Greensboro’s Rich History

The members of the Greensboro Historical Society compiled this brief history of the town as part of the observance of the two-hundredth anniversary as a settlement.

Aaron and Ashbel Shepard and their families were the first settlers. They came from Newbury in the spring of 1789, pulling their belongings on three hand sleds. Before winter, however, Aaron and his family returned to Newbury, leaving Ashbel and Mary Shepard behind as the town’s sole residents. Their son William, born the following spring, was the first white child born in Greensboro.

Indians undoubtedly camped often beside Caspian Lake, but the first known white camper was Leftenant Lyford, a hunter who built camps at various times on the west side. At one of these camps, two ministers, Rev. Thomas Tolman and Rev. Wood, spent three days in 1787, and it is said prayed for “the future inhabitants of the place.”

The Bayley-Hazen military road reached Greensboro in 1779 and opened up the region. Indians attacked the fort on the southwest side of Caspian in 1781 and killed two young scouts, Constant Bliss and Moses Sleeper. That same year the town was chartered to Harris Colt and 66 associates, among whom was Timothy Green, for whom the town was named.
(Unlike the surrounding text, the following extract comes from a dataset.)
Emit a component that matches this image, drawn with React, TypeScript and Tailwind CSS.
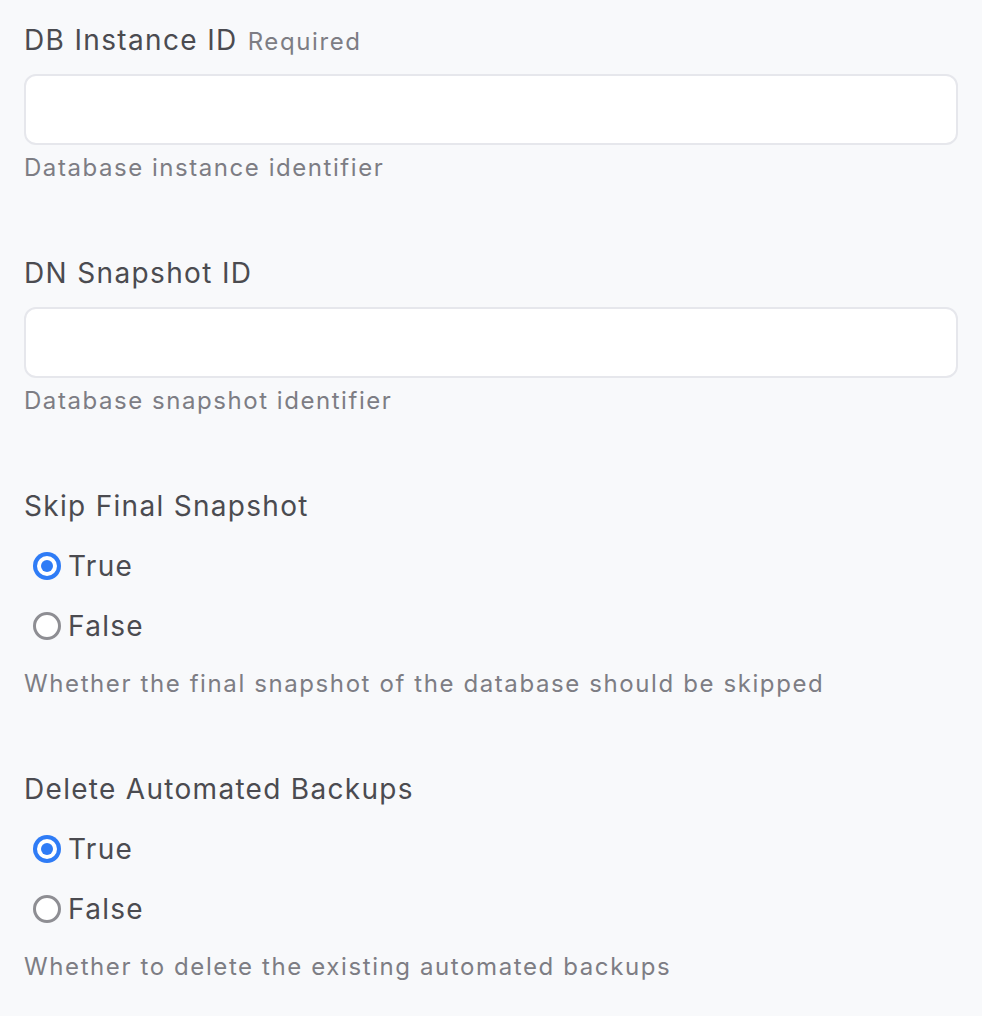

In December 1788, the proprietors met in Cabot, and Timothy Stanley, en route to the meeting, froze his foot, which had to be removed with a hammer and chisel.

Settlement proceeded rapidly, and by 1795 there were 23 families (108 persons) in Greensboro. Timothy and Joseph Stanley had built a grist mill, blacksmith shop and sawmill in the village, and Timothy Hinman started the road that opened the northern part of the county. The first school had opened and the settlers were holding church services in their homes. In the 1830’s many Scots settled in the northeast corner of Greensboro and East Craftsbury. Soon after, a few Irish arrived. By 1860, the population had reached its peak, 1065.

A group of Vermonters and folks from “away” began building camps around Caspian Lake in the late 1800s. In the early 1900s several Portuguese men came to work in Ritchie’s sawmill in the Bend, and a few French-Canadian families arrived. Many young homesteaders moved to Greensboro in the 1960’s and 70’s, and a number of former summer people decided to live in town all year. In 1989 most Greensboro residents either work outside of town, operate home businesses or farms or are retired.

In spite of disasters, epidemics, fires, floods, years with no summer, and social evolution, Greensboro has endured. Through 200 years of inevitable changes, each generation has found in Greensboro’s villages or surrounding hills, a special place to live.